Jaguar Land Rover’s sales to retailers surge as semiconductor shortages ease
Jaguar Land Rover today reported a surge in the number of sales to retailers, as the semiconductor shortages that have plagued the automotive industry for the past three years begin to ease.
The luxury car maker produced 79,591 vehicles in the three months to 31 December, 15 per cent up on last year’s levels.
Wholesale volumes – which represent the number of cars sold to dealerships – were 5.7 per cent higher compared to the previous quarter and were driven by the North American and UK markets, which respectively reported a 17 per cent and 13 per cent hike.
Whereas sales in China were 13 per cent down as a result of Covid-related headwinds.
Initially a byproduct of the pandemic, supply chain issues – including chip shortages – were magnified by the Covid restrictions imposed by Beijing’s government, which led to significant disruption to trade.
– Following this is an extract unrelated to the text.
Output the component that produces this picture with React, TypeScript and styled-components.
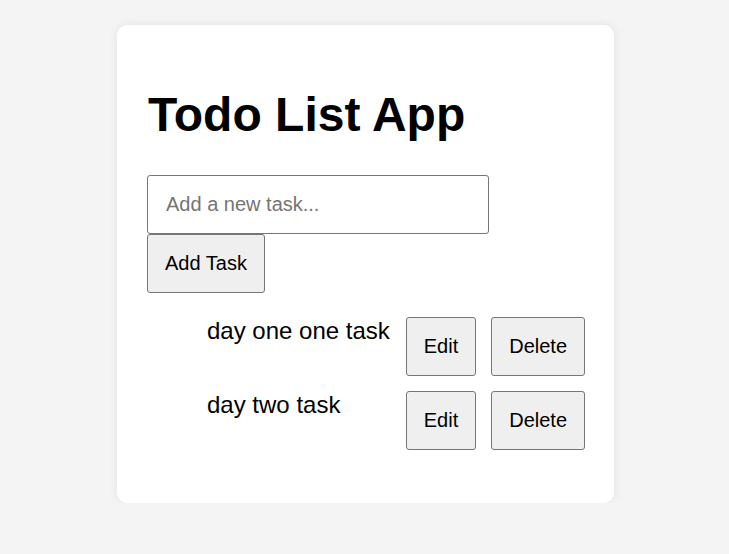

Despite the pandemic’s impact on the Chinese market, the car maker continues to see a strong demand for its vehicles.
Jaguar Land Rover’s (JLR) total order book went up to 215,000 orders at the end of December – 4.9 per cent up on September levels.
A company spokesperson said the increased order book reflects a stronger client demand, “particularly for our new Range Rover, new Range Rover Sport and Defender models.”
Demand for the new Range Rover and the new Range Rover Sport has more than doubled, going up from 13,537 units in the second quarter of 2022 to almost 27,000 three months later.
JLR’s sales results come amid hopes of recovery for the wider UK automotive industry.
The Society of Motor Manufacturers and Traders (SMMT) told journalists last week it expected 2023 to be a year of recovery.
According to chief executive Mike Hawes, the UK automotive sector will deliver a 15 per cent growth worth an additional £10bn this year.
The pent-up demand for new cars will act as a buffer against the cost-of-living crisis biting into Britons’ pockets.